STORED DATA:
━━━━━━━━━━━━━━━━

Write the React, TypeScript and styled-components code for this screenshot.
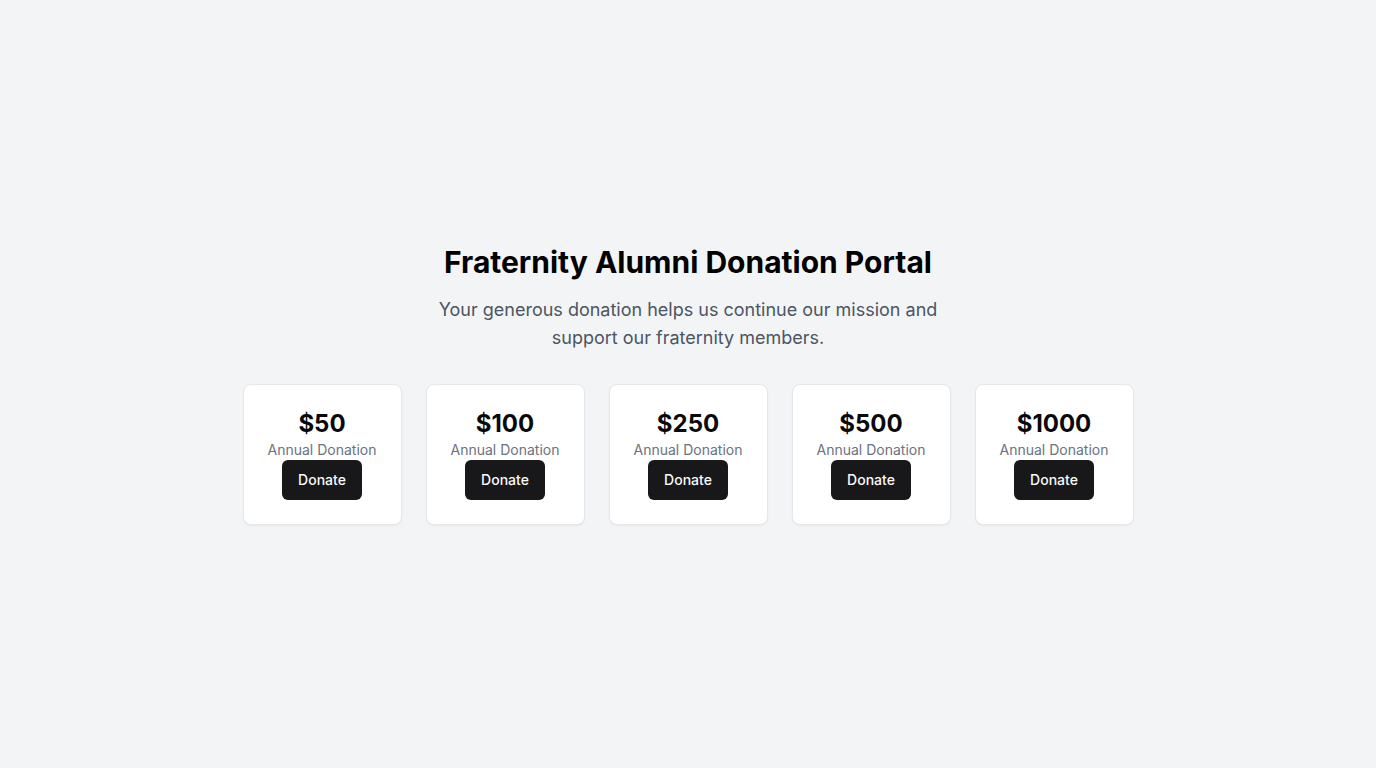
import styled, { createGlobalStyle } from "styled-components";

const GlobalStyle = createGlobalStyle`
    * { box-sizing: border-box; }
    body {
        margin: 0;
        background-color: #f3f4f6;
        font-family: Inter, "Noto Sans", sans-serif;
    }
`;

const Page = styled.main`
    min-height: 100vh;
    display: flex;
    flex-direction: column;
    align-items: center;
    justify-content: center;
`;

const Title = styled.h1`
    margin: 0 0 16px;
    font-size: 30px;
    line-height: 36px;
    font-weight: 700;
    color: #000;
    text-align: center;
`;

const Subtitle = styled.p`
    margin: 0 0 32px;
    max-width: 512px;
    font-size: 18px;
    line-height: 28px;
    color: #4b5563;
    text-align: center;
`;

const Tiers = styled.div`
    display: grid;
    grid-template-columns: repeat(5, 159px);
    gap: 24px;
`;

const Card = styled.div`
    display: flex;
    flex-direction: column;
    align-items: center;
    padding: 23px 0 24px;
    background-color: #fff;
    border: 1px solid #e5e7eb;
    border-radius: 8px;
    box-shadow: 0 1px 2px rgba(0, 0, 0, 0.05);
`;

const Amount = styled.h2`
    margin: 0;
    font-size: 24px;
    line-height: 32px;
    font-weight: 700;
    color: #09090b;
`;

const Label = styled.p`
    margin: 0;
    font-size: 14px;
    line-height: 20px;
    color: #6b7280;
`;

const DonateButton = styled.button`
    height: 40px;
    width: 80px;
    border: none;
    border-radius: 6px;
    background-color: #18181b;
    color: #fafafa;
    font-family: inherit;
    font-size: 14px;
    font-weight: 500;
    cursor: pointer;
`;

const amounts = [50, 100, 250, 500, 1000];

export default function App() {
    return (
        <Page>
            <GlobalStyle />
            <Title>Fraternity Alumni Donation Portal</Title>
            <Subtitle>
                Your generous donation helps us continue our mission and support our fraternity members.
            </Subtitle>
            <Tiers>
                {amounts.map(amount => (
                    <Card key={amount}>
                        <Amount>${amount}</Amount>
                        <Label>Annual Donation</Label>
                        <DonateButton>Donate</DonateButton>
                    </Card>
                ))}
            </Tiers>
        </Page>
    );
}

━━━━━━━━━━━━━━━━

DIRECTION: Repeat the material exactly as it reads, without any of its pictures.

RESPONSE TO THE EXERCISE:
Write the React, TypeScript and styled-components code for this screenshot.
import styled, { createGlobalStyle } from "styled-components";

const GlobalStyle = createGlobalStyle`
    * { box-sizing: border-box; }
    body {
        margin: 0;
        background-color: #f3f4f6;
        font-family: Inter, "Noto Sans", sans-serif;
    }
`;

const Page = styled.main`
    min-height: 100vh;
    display: flex;
    flex-direction: column;
    align-items: center;
    justify-content: center;
`;

const Title = styled.h1`
    margin: 0 0 16px;
    font-size: 30px;
    line-height: 36px;
    font-weight: 700;
    color: #000;
    text-align: center;
`;

const Subtitle = styled.p`
    margin: 0 0 32px;
    max-width: 512px;
    font-size: 18px;
    line-height: 28px;
    color: #4b5563;
    text-align: center;
`;

const Tiers = styled.div`
    display: grid;
    grid-template-columns: repeat(5, 159px);
    gap: 24px;
`;

const Card = styled.div`
    display: flex;
    flex-direction: column;
    align-items: center;
    padding: 23px 0 24px;
    background-color: #fff;
    border: 1px solid #e5e7eb;
    border-radius: 8px;
    box-shadow: 0 1px 2px rgba(0, 0, 0, 0.05);
`;

const Amount = styled.h2`
    margin: 0;
    font-size: 24px;
    line-height: 32px;
    font-weight: 700;
    color: #09090b;
`;

const Label = styled.p`
    margin: 0;
    font-size: 14px;
    line-height: 20px;
    color: #6b7280;
`;

const DonateButton = styled.button`
    height: 40px;
    width: 80px;
    border: none;
    border-radius: 6px;
    background-color: #18181b;
    color: #fafafa;
    font-family: inherit;
    font-size: 14px;
    font-weight: 500;
    cursor: pointer;
`;

const amounts = [50, 100, 250, 500, 1000];

export default function App() {
    return (
        <Page>
            <GlobalStyle />
            <Title>Fraternity Alumni Donation Portal</Title>
            <Subtitle>
                Your generous donation helps us continue our mission and support our fraternity members.
            </Subtitle>
            <Tiers>
                {amounts.map(amount => (
                    <Card key={amount}>
                        <Amount>${amount}</Amount>
                        <Label>Annual Donation</Label>
                        <DonateButton>Donate</DonateButton>
                    </Card>
                ))}
            </Tiers>
        </Page>
    );
}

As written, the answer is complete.